GIVEN PROBLEM: Using the material below, work out how many lines contain the word "styles". Reply with the number and nothing more.

********************

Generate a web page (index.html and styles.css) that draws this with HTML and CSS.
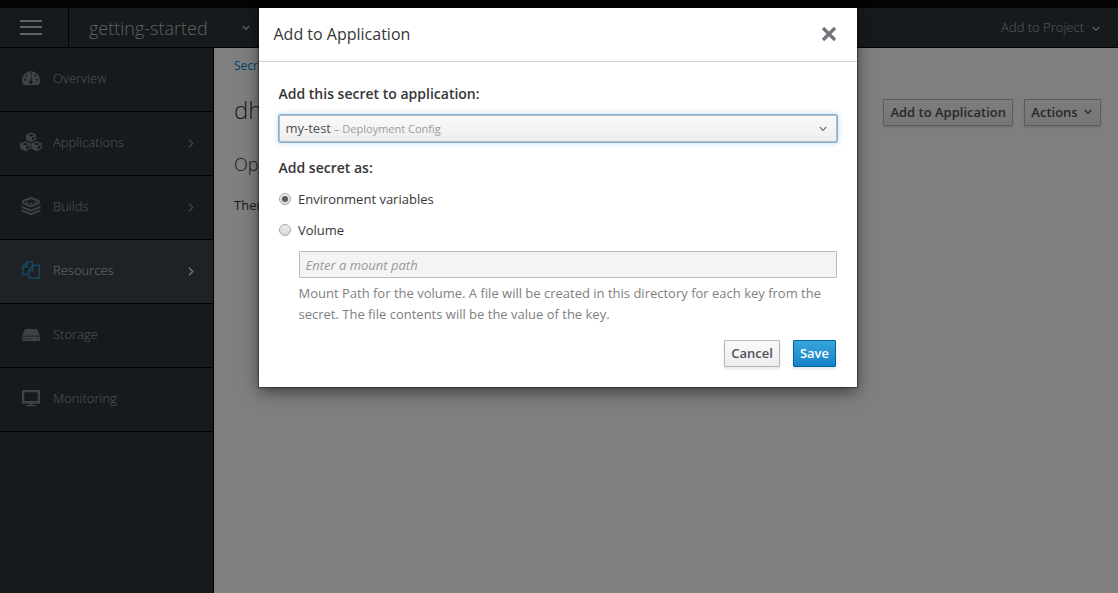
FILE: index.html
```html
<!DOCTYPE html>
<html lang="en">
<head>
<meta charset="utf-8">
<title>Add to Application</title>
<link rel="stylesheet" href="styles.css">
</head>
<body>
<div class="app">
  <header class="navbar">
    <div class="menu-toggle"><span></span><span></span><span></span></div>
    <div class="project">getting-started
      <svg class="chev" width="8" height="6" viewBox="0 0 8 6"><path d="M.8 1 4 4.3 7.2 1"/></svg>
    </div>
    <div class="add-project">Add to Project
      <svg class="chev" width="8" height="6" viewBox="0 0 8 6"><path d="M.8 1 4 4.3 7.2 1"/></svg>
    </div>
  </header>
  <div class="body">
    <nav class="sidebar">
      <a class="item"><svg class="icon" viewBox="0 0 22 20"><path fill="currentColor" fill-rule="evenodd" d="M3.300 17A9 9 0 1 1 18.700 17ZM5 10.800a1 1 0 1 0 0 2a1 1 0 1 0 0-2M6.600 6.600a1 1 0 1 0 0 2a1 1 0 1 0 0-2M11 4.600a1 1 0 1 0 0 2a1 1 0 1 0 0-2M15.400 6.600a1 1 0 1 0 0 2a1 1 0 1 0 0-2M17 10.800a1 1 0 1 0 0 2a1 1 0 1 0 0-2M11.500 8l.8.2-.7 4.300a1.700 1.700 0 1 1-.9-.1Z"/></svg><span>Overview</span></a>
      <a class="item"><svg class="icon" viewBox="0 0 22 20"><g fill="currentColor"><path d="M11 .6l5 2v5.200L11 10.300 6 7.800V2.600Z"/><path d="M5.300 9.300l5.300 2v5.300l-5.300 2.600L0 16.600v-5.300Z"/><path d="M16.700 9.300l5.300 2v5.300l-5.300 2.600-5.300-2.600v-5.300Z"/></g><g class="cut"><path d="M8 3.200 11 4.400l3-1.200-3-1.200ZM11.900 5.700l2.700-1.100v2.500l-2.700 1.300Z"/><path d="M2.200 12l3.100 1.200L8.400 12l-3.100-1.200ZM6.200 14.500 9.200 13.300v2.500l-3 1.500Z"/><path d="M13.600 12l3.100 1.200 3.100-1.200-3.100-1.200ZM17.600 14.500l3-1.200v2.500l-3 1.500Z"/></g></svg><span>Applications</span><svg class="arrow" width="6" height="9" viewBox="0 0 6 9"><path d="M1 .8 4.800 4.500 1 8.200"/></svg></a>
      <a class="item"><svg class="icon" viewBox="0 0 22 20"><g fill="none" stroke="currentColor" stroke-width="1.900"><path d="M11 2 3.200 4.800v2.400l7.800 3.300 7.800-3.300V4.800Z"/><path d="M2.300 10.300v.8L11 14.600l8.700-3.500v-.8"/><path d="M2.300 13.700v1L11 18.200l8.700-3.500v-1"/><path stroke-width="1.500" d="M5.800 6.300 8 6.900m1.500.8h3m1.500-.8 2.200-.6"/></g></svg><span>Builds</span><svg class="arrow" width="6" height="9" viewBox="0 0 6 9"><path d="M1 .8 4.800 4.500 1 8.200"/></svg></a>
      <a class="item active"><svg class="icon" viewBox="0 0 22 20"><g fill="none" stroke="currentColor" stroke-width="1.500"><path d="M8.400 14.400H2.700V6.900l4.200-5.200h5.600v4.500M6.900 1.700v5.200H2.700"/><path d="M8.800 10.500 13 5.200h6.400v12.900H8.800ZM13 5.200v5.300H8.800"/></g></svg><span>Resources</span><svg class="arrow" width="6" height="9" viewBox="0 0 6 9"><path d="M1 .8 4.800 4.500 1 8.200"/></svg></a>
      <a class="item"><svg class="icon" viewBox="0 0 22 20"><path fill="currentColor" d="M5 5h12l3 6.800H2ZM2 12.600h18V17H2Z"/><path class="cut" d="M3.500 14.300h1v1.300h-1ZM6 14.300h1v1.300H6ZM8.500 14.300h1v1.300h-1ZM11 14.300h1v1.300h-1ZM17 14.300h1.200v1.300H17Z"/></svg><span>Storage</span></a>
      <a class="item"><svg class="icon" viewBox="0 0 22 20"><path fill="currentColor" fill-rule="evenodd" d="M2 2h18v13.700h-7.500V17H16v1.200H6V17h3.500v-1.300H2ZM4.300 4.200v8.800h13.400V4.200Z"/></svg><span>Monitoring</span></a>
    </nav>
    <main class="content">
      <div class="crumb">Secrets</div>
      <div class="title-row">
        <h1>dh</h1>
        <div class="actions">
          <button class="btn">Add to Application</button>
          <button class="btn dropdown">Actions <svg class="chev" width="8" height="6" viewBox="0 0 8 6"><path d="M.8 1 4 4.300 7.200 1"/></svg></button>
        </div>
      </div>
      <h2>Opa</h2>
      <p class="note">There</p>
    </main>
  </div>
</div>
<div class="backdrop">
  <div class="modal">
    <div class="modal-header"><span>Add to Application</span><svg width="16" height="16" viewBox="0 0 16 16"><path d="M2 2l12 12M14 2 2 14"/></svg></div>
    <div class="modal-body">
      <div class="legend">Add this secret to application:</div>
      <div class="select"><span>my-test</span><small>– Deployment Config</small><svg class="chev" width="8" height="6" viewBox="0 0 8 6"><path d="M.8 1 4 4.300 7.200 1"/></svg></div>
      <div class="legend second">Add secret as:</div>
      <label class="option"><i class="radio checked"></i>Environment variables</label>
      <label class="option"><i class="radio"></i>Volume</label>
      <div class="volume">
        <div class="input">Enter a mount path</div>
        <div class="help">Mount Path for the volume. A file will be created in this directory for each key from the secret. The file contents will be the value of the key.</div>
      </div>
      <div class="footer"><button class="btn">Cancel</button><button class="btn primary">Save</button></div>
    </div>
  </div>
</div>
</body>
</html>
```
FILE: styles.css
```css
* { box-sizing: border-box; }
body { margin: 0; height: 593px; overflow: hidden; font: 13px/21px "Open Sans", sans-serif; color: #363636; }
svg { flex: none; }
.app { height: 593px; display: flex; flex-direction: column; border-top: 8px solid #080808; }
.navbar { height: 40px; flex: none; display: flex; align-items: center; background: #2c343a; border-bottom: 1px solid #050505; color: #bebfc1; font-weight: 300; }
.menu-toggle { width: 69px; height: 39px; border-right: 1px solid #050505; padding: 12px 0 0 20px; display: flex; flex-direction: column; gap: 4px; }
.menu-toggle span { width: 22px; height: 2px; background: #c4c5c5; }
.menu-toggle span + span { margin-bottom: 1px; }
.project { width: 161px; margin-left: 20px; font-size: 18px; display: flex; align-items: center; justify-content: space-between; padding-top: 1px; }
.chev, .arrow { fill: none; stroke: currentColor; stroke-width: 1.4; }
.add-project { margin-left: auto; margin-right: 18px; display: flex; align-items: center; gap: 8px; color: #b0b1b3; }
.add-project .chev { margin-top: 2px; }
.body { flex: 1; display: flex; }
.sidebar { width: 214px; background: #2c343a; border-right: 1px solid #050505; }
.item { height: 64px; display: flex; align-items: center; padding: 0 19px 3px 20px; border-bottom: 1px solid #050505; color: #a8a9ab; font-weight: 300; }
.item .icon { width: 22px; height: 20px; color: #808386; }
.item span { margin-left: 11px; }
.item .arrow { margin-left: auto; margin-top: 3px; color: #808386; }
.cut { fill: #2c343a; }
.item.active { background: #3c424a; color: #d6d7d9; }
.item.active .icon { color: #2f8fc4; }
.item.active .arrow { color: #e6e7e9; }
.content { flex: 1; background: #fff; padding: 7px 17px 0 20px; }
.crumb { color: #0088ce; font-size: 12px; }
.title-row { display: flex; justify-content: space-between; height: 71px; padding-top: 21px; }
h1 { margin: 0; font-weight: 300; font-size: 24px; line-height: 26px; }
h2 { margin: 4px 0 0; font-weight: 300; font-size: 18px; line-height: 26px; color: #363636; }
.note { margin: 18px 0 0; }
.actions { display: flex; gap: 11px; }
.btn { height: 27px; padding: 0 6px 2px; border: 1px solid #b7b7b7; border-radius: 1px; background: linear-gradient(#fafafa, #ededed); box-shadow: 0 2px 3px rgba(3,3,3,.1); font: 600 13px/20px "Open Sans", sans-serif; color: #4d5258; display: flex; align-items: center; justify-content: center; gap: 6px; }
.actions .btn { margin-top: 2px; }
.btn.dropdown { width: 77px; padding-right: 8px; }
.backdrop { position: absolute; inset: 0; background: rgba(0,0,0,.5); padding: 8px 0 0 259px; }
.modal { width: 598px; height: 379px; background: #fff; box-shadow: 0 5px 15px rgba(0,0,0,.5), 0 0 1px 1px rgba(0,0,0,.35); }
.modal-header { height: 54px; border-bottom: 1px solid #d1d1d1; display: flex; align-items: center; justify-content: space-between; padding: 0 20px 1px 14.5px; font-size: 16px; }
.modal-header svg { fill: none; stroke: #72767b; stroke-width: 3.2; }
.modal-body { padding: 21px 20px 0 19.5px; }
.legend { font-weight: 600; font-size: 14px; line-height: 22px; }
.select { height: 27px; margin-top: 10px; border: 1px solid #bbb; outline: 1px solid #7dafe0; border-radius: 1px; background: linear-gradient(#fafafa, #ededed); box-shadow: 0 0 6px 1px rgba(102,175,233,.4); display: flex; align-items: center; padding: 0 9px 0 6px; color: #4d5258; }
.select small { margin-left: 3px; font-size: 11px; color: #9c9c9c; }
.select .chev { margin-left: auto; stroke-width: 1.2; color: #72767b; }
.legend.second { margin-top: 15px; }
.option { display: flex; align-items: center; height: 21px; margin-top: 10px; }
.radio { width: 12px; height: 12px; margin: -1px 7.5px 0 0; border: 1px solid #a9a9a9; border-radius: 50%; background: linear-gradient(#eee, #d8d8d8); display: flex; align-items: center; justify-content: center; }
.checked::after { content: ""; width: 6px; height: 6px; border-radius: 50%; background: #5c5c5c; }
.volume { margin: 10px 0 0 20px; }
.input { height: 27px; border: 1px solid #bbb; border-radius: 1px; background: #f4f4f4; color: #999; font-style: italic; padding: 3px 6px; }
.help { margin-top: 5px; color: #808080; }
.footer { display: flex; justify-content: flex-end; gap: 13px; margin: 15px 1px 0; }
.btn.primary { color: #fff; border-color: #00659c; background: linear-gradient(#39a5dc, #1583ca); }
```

********************

SOLVED PROBLEM: 3